#### RECORD EXTRACTS
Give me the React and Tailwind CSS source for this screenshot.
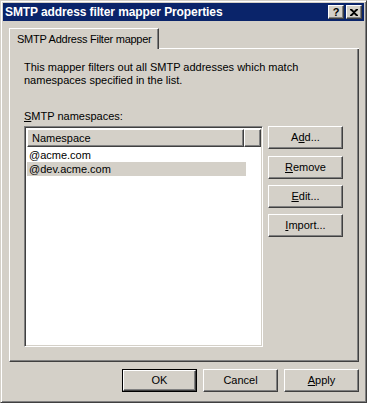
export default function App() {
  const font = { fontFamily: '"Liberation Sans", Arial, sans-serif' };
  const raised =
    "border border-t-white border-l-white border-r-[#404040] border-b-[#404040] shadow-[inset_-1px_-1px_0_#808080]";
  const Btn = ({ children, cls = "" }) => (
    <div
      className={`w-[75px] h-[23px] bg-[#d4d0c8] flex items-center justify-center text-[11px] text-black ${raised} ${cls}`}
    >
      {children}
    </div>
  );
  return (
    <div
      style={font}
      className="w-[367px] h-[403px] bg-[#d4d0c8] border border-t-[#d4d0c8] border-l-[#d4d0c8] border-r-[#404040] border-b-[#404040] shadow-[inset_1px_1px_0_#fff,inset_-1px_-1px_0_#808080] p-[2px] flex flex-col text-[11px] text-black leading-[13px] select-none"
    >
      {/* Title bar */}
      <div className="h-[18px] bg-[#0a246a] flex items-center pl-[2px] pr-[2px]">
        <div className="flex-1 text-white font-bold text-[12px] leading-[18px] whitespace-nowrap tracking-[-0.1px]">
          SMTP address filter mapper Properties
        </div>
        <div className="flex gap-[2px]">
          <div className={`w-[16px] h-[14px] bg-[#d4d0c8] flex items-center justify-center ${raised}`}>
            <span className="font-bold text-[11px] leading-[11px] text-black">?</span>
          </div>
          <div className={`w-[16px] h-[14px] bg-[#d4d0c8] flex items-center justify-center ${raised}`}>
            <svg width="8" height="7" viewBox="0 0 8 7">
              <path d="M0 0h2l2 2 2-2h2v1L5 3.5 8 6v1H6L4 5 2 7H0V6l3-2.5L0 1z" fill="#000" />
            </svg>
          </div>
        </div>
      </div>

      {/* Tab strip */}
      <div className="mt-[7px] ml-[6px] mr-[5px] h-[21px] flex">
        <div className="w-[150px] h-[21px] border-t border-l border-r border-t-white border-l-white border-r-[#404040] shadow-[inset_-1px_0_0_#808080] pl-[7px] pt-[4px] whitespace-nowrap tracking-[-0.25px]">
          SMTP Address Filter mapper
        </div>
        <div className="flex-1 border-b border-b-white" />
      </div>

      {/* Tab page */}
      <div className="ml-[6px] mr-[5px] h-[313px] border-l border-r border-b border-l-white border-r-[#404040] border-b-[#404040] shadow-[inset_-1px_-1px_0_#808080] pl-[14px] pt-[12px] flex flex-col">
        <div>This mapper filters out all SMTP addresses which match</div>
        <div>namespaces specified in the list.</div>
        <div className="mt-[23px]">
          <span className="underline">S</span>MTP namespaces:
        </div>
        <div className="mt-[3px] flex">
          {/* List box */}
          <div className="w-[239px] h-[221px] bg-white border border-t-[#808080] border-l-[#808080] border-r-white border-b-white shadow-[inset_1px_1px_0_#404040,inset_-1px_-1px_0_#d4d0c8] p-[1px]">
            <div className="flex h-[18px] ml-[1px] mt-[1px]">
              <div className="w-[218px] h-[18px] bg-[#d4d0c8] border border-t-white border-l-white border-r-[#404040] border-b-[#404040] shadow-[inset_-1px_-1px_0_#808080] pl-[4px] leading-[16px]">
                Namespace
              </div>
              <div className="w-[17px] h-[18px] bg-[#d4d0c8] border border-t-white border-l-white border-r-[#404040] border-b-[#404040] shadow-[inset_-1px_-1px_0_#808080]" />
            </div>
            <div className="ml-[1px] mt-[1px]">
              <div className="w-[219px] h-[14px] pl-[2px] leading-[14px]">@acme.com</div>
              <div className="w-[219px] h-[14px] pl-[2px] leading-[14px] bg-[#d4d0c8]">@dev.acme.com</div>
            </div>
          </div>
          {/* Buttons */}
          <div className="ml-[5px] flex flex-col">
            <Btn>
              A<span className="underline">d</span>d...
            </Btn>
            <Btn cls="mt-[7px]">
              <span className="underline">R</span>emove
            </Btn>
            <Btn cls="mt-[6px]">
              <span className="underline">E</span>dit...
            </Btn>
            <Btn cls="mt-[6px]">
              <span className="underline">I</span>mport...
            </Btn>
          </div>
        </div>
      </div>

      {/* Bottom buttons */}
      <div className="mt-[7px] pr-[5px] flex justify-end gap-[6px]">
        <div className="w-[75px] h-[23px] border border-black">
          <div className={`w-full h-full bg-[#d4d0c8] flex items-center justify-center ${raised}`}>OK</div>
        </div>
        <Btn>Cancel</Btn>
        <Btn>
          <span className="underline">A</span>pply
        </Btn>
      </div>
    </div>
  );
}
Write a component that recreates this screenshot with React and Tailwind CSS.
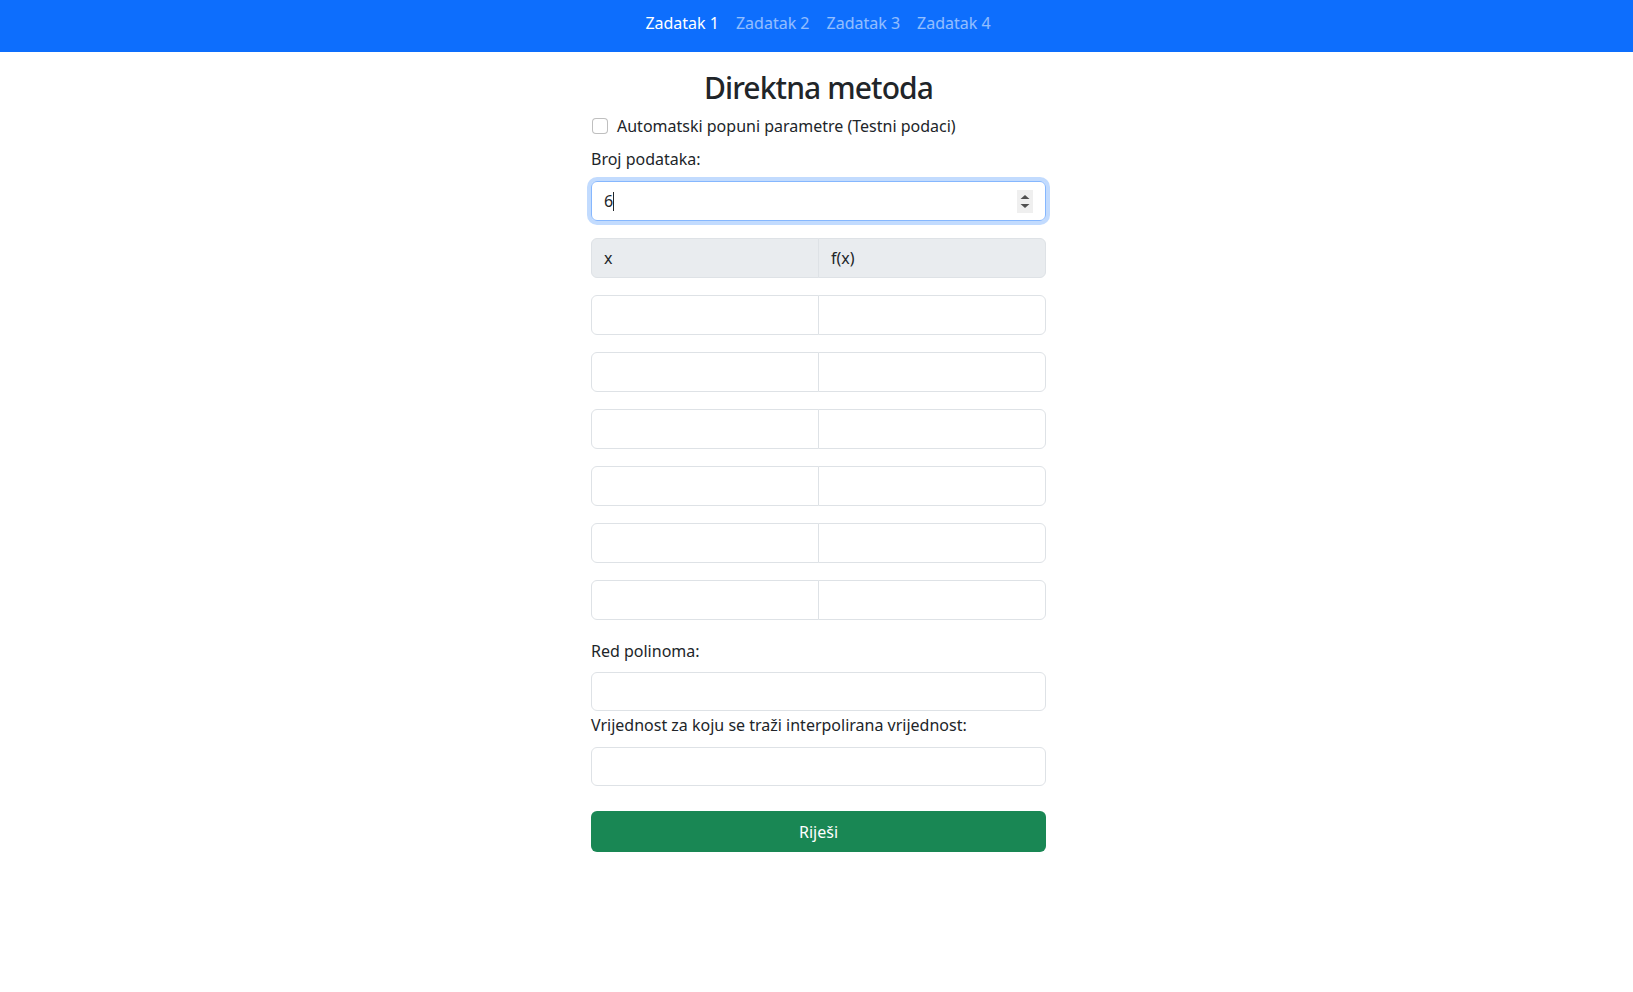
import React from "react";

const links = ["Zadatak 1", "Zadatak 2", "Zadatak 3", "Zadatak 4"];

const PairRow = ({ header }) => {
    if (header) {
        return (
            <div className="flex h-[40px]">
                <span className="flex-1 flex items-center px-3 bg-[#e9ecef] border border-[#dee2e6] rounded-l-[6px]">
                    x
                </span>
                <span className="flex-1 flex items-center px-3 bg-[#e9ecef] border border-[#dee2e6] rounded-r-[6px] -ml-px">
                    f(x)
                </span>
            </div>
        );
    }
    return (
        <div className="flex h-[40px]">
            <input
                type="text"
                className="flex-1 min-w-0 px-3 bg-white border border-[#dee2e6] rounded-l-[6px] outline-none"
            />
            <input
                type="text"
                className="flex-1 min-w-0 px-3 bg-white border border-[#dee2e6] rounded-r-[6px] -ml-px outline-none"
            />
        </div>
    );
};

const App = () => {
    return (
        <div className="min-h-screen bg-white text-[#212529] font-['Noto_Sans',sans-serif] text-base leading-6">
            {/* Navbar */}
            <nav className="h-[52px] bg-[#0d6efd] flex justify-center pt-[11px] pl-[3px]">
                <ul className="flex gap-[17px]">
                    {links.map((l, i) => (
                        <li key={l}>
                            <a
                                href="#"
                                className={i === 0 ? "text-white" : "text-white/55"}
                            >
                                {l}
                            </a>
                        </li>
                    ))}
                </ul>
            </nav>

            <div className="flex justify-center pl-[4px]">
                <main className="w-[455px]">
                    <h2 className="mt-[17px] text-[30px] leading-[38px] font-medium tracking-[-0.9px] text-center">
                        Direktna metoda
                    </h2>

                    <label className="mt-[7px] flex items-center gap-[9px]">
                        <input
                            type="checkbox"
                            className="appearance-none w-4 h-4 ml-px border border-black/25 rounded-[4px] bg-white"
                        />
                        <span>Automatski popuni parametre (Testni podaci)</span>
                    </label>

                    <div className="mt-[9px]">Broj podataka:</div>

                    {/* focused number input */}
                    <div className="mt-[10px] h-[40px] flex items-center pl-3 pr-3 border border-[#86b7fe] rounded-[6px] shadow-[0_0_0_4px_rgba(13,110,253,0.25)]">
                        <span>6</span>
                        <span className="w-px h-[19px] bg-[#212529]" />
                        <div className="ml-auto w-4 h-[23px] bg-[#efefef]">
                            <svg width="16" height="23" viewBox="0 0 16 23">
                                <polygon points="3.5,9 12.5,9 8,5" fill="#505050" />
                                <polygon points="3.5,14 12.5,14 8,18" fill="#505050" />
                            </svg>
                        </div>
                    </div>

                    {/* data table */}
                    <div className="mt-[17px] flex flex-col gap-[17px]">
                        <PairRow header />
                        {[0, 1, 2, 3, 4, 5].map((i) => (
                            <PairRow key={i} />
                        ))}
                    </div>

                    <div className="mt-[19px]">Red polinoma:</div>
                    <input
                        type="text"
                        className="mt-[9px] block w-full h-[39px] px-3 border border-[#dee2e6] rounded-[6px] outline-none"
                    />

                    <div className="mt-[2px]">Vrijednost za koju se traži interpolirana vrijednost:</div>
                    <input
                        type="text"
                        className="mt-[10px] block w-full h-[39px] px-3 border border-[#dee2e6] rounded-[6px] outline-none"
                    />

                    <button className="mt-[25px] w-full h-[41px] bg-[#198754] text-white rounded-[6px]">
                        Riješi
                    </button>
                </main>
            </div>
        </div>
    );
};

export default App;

#### EXERCISE DIRECTIONS
Across the material above, how many lines include the string "Tailwind"? Only the number is wanted.

#### WRITTEN ANSWER
2